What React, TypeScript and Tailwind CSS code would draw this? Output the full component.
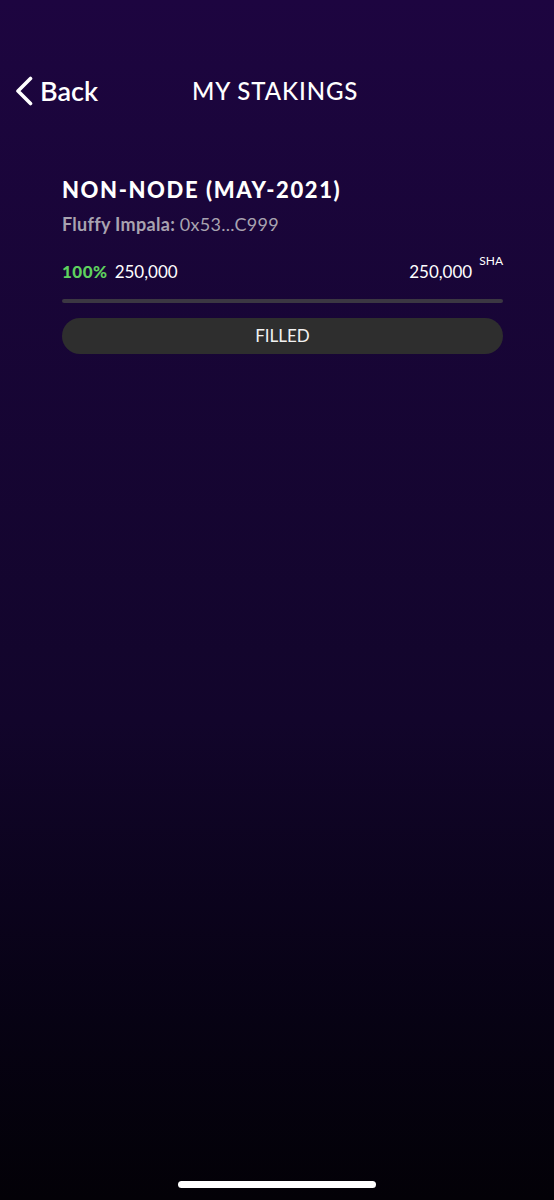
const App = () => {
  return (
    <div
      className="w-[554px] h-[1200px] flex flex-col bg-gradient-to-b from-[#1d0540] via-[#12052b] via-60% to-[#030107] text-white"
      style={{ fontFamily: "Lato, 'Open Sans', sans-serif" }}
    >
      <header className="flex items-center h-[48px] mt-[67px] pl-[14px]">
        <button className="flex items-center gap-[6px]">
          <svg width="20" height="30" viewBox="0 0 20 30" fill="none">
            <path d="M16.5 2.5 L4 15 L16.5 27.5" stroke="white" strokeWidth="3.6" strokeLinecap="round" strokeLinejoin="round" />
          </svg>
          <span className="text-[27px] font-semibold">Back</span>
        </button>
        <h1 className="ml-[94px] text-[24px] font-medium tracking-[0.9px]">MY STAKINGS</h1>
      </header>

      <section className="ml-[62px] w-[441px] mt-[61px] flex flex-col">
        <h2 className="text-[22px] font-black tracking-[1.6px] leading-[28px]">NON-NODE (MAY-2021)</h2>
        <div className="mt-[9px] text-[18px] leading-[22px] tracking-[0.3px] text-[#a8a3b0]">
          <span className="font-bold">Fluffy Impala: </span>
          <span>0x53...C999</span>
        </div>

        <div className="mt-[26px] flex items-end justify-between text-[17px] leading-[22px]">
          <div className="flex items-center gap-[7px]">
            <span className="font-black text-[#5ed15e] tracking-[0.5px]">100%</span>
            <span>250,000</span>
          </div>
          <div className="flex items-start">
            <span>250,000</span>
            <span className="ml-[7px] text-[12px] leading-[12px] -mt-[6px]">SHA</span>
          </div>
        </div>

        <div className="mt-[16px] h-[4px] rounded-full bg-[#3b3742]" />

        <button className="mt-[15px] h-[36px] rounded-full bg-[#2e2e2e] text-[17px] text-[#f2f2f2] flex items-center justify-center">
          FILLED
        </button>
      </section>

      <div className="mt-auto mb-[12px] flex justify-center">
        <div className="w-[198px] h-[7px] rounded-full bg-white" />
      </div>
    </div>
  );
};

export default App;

══════════

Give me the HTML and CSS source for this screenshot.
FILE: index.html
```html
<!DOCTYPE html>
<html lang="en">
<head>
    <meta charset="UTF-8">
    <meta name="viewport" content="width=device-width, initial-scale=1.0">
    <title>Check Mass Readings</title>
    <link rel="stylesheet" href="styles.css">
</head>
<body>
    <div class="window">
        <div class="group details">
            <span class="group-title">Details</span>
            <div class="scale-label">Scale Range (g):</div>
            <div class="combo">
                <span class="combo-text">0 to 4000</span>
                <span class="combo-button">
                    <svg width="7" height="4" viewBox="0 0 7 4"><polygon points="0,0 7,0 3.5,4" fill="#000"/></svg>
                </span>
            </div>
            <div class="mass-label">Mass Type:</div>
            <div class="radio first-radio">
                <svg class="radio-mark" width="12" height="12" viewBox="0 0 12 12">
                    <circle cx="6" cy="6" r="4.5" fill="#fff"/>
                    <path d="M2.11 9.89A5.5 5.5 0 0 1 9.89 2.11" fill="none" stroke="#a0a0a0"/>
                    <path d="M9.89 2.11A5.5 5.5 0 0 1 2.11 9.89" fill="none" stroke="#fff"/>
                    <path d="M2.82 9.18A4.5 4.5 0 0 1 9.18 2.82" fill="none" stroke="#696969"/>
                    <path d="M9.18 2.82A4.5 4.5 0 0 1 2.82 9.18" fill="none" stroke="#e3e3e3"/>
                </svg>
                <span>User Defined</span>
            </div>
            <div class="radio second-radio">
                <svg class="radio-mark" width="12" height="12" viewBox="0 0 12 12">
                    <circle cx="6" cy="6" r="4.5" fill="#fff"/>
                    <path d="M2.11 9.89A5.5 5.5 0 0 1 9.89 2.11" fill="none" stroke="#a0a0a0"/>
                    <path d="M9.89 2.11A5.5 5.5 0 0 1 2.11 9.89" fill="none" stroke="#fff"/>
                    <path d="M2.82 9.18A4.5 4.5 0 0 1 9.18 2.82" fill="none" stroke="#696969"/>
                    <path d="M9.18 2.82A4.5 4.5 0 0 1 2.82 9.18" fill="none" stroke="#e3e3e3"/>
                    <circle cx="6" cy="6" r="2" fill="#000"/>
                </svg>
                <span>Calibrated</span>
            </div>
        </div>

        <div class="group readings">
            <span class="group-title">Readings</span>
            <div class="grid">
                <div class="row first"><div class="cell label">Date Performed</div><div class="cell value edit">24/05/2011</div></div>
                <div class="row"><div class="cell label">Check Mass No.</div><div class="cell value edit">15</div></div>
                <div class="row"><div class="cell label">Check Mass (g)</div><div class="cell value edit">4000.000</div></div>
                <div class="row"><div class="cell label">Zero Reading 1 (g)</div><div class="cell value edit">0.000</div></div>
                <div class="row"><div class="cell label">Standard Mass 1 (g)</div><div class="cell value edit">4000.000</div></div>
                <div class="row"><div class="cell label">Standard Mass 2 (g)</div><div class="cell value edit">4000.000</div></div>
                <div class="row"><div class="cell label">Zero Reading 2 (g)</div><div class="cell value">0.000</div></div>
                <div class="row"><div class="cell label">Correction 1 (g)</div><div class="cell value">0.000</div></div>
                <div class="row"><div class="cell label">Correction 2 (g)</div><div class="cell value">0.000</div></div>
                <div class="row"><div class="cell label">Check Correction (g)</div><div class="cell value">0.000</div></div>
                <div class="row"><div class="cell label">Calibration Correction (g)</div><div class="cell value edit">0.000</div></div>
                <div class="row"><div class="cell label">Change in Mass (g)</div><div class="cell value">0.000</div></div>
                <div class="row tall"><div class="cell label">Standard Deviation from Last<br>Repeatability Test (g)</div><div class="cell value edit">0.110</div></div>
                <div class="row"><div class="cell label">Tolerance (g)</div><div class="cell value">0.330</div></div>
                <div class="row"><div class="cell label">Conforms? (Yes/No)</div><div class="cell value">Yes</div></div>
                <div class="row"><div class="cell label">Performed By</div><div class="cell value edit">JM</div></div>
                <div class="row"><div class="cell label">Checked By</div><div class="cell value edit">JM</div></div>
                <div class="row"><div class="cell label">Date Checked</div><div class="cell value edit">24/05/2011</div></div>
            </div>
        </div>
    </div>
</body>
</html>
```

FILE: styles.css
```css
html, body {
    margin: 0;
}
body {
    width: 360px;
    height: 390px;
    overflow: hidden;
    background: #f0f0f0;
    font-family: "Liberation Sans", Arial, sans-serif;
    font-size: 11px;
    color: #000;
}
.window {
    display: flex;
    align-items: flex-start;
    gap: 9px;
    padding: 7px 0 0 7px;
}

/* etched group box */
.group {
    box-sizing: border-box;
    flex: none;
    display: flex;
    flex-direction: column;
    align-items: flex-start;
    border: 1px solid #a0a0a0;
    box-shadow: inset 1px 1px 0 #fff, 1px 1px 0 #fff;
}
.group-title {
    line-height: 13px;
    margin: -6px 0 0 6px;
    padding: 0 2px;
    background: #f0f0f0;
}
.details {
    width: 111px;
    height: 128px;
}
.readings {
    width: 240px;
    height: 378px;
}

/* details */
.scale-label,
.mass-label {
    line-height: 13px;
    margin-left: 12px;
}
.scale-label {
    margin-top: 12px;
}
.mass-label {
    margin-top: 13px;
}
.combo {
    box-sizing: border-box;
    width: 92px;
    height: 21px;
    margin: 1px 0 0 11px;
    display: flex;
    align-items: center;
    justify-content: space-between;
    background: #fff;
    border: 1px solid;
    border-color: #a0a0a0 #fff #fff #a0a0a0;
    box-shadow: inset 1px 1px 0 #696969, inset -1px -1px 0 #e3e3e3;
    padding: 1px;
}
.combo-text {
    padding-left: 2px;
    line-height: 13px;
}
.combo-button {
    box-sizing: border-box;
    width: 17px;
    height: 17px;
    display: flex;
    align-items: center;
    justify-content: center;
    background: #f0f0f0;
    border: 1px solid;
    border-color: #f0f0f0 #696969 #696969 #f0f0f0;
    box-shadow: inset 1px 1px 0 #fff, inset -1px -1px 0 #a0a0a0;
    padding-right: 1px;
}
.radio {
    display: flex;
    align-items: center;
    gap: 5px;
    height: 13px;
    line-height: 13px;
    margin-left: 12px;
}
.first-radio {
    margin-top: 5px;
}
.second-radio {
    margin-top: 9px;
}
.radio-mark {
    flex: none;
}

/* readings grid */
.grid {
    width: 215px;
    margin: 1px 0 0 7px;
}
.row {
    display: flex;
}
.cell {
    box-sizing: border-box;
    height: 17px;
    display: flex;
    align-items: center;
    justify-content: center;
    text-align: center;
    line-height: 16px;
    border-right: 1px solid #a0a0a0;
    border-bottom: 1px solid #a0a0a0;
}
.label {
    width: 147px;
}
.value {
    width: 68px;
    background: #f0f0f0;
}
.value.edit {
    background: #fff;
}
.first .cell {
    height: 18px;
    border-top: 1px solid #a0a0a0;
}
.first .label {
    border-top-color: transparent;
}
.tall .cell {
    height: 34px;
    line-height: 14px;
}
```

══════════

- DIRECTIVE: In the entries above, count each line holding "full" and report the total and nothing more.

- TASK RESPONSE: 4